Ici, nous aimons jouer à cache-cache, nous aimons prendre le temps de regarder notre cochon.

Et oui, c’est aussi ça notre boulot !

Dehors

Elsa chante un rap en jouant un rôle de jeune qui aspire et revendique « le dehors ». Sur son papier, les mots commencent par la lettre « R ».

Quoi ? Vous voulez recommencer à m’enfermer ? Ça ne va pas ou quoi ?

J’ai la rage, je vois rouge !

Vous ne me faites plus rire, j’en ai marre de vos railleries !

Vous allez encore dire que je rouspète, que je revendique !

Mais laissez-moi ralentir, laissez-moi driver ma vie, laissez-moi rouler à mon rythme sans respecter tous vos rites !

Oui ! Je fais ma Révolution ! Je veux Rire, Rêver, Rester… et surtout Revoir mes amis !

Ça suffit, cette situation est ridicule !

Passion

Amélie (stagiaire) crée un petit dialogue pour réfléchir au sens de la vie. Sur son papier, les mots commencent par la lettre « V ».

La vie, c’est quoi ?

— C’est boire du vin du soir au matin ?

— Ou voyager autour du monde ?

— Est-ce la recherche de la vérité ?

— Ou… voler de ses propres ailes ?

— La vie, ce n’est que violence et difficulté ? Ou bien, c’est vibrer, vagabonder, visiter et partir en vacances et faire le plein de vitamines

— Ce n’est peut-être que virtuel aujourd’hui, derrière son écran de GSM ou de PC ?

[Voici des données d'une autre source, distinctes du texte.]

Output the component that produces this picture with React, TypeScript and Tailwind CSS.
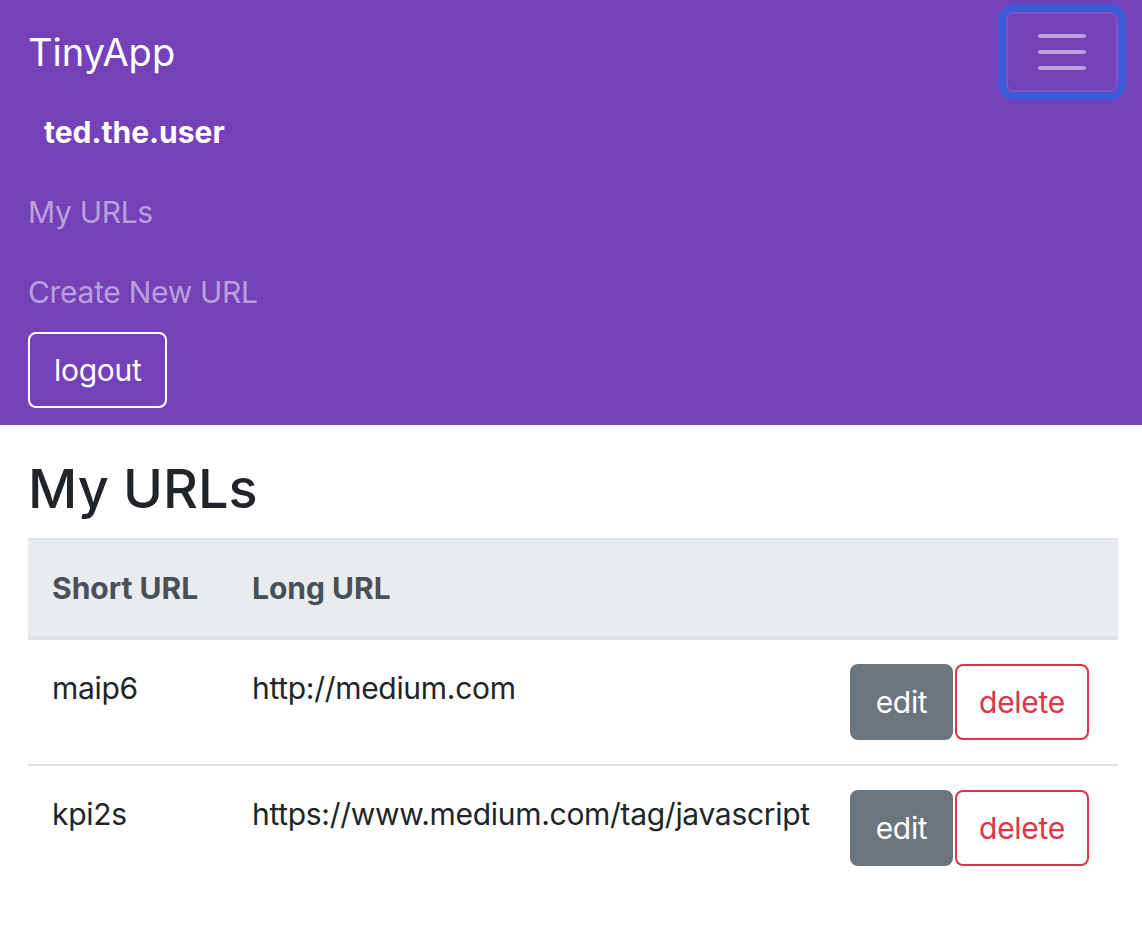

— La vie, c’est murmurer à l’oreille d’un veau en buvant du lait de vache 

— Ou rencontrer un vampire un soir d’Halloween ?

— Ou est-ce voir au-delà du visible ?

Eh bien, c’est peut-être un peu de tout cela à la fois. Restez vigilant, la vie vous appelle… être un peu de tout cela à la fois. Restez vigilant, la vie vous appelle…

Et c’est sans doute au croisement de ces histoires qu’un possible institutionnel s’esquisse. La vigilance aux besoins des enfants et des jeunes nous permet sans doute de ne jamais oublier que, pour les enfants et les jeunes à qui notre société reconnaît fort heureusement un droit à l’aide, le milieu institutionnel vivant qu’il faut fabriquer, c’est un dehors.